Tuesday, 5 June 2012

The Guatemala Diaries: Part II

 

The journey through the rural Guatemalan south led across the highlands, reaching 3000m above the coastal plains which descend towards the Pacific Ocean. A two day marathon journey had me sitting nice and tightly at the rear of a small Korean made minibus. As is customary in Guatemala they managed to overfill the van by about 20 people leaving me as the centre of attention for inquisitive locals and livestock alike. I was beginning to discover that this country consisted of little else than a large rural population whose lives stood in stark contrast to the 20% living in Guatemala city and a few tourist enclaves.
I made my way to the refreshingly diverse Lago Atitlán, as a guest of a fellow traveller currently resident at the lake. With ten villages surrounding the edges of the lakes shore, it offered some of Guatemala’s most spectacular views with a backdrop made up of two volcanoes, towering 1500 m above the lake’s edge, a perfect opportunity for hiking.

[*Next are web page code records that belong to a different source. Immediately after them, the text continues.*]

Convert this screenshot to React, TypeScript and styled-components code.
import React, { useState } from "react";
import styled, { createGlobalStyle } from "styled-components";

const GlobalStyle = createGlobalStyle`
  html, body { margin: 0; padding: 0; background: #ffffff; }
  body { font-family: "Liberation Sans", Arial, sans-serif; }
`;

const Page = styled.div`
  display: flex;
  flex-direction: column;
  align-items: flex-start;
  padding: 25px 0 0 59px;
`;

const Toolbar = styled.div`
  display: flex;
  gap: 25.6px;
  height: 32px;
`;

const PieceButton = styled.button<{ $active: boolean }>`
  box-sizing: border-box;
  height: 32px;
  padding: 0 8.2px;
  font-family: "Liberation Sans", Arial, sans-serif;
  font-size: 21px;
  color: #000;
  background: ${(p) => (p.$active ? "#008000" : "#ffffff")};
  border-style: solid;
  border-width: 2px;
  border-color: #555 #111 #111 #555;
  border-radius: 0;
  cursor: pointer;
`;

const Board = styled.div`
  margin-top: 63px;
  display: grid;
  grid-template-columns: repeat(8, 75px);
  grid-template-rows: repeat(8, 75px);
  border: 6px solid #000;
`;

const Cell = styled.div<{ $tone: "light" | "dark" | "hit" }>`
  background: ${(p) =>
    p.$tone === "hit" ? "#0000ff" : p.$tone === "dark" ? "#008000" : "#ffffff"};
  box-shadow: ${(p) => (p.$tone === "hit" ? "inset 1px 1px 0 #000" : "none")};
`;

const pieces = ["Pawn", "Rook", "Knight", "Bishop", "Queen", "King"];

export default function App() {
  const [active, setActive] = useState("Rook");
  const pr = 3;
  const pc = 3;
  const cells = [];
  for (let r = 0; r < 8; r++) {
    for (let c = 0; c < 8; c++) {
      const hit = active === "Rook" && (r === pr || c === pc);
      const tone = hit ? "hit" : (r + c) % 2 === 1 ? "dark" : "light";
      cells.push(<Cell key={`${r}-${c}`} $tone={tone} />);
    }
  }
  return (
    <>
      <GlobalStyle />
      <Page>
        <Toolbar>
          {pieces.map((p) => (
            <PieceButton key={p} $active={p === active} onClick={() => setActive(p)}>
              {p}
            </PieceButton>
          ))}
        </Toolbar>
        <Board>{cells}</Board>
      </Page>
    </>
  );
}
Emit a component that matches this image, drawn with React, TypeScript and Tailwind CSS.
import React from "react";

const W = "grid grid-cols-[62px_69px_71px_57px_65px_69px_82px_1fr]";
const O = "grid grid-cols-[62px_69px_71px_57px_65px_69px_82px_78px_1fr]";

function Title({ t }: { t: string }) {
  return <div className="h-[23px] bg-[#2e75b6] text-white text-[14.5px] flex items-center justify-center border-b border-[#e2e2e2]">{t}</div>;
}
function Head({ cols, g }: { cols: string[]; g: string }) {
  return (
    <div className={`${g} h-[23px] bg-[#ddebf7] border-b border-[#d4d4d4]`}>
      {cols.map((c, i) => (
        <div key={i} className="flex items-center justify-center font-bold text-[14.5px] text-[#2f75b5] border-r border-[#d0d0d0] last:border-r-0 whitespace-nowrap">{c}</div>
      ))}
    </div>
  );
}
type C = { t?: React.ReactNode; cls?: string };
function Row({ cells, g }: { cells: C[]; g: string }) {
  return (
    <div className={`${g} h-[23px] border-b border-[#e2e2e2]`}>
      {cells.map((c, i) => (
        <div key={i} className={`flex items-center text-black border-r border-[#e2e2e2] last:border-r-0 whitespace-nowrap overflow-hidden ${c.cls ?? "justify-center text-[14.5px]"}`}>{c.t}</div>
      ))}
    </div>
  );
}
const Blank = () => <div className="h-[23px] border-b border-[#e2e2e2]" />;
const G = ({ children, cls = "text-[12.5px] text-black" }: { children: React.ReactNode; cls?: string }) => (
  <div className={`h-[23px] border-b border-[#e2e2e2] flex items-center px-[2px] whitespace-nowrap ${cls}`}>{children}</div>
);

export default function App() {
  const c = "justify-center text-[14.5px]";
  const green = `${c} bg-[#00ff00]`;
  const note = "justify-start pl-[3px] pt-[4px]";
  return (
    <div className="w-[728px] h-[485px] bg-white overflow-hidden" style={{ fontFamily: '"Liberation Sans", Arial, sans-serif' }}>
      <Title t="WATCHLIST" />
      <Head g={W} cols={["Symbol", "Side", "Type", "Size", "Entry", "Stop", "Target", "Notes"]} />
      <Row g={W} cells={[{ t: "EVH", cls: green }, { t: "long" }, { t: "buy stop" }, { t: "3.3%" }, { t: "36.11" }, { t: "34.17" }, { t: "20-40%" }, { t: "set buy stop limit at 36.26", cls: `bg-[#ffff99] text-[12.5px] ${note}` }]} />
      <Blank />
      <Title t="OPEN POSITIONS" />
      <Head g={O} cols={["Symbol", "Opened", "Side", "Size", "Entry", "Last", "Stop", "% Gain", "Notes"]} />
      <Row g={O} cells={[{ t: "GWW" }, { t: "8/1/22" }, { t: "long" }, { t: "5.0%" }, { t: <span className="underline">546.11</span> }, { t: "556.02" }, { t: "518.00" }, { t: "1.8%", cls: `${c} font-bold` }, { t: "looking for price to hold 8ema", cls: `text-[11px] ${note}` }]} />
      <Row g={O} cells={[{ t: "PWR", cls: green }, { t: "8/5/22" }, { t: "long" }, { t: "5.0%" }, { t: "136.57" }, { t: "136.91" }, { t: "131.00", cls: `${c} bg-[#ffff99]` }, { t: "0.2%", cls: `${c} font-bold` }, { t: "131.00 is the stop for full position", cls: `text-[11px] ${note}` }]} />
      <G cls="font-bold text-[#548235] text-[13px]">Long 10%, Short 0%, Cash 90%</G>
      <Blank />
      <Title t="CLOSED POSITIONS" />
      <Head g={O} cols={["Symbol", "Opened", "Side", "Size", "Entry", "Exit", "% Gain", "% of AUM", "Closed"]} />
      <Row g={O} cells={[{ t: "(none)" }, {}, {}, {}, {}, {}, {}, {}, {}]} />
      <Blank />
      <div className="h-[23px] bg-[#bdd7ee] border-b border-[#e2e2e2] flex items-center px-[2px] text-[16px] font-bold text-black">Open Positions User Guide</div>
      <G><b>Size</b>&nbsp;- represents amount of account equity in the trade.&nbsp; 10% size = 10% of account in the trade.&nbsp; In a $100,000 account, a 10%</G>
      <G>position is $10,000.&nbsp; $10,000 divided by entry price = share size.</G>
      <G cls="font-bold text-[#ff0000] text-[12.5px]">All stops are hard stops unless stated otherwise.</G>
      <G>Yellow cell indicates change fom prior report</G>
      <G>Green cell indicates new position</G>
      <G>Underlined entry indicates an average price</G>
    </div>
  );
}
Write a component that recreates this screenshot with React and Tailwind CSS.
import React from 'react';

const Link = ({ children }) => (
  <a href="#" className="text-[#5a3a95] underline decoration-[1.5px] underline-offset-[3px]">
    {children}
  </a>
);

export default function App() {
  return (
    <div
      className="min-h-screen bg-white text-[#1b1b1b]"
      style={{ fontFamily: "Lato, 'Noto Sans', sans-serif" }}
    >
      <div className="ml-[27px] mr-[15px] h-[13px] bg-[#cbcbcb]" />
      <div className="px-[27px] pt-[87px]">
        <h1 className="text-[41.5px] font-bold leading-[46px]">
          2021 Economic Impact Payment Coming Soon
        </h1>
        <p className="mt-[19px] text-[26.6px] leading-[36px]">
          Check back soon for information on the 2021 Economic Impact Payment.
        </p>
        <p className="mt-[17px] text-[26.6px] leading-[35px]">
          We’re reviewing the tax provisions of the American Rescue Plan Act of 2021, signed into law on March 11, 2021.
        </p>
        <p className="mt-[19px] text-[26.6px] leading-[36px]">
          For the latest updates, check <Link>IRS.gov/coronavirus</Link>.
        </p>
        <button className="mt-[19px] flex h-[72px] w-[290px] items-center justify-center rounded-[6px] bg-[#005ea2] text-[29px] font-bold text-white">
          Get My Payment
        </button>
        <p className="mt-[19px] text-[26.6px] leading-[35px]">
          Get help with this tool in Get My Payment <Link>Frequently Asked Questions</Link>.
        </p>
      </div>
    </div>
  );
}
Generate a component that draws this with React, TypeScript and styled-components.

As a guest, I had the privilege of a staying in a lake-side cabin as well as an introduction to the sizeable foreign community permanently based there. Small business owners, expats from Guatemala City, long-term travellers and gracefully ageing hippies lived side by side with the Guatemalan population in a bitter-sweet relationship which for the most part seemed mutually beneficial.

A two day local religious festival in the local village of Santa Cruz proved a fascinating experience. Aside from a traditional procession common to most Christian festivals, villagers were entertained late into each night by a dancing procession consisting of some quite confusing dress, think Star Wars meets the Village People. I was informed that the purpose of most of the festivals was for the men to drink themselves into a complete stupor while wives and children patiently waited for them to collapse allowing them to be dragged home to sober up in time for the following day’s festivities.

A week spent enjoying the hiking opportunities through the jungle and the very slow pace of life afforded me time to enjoy my surroundings. Subsequently I only spent a final night in Guatemala City. The reality of the city stood in contrast to the relaxed atmosphere of the country. The relative lack of any bandit activity in the hills was replaced with high walls, razor wire and tinted SUVs. There was no doubt that a few centralised monopolies constituted the dominant economic forces in Guatemala, one family owns the entire nation’s speed bump production. The insight derived from the contrasting regions of Guatemala has not progressed significantly further than the era of Guevara’s own writings on the Latin American condition. An indigenous population subsumed by the modern day state yet denied the full range of privileges expected with citizenship and manipulated for the benefit of the urban commercial-political elite.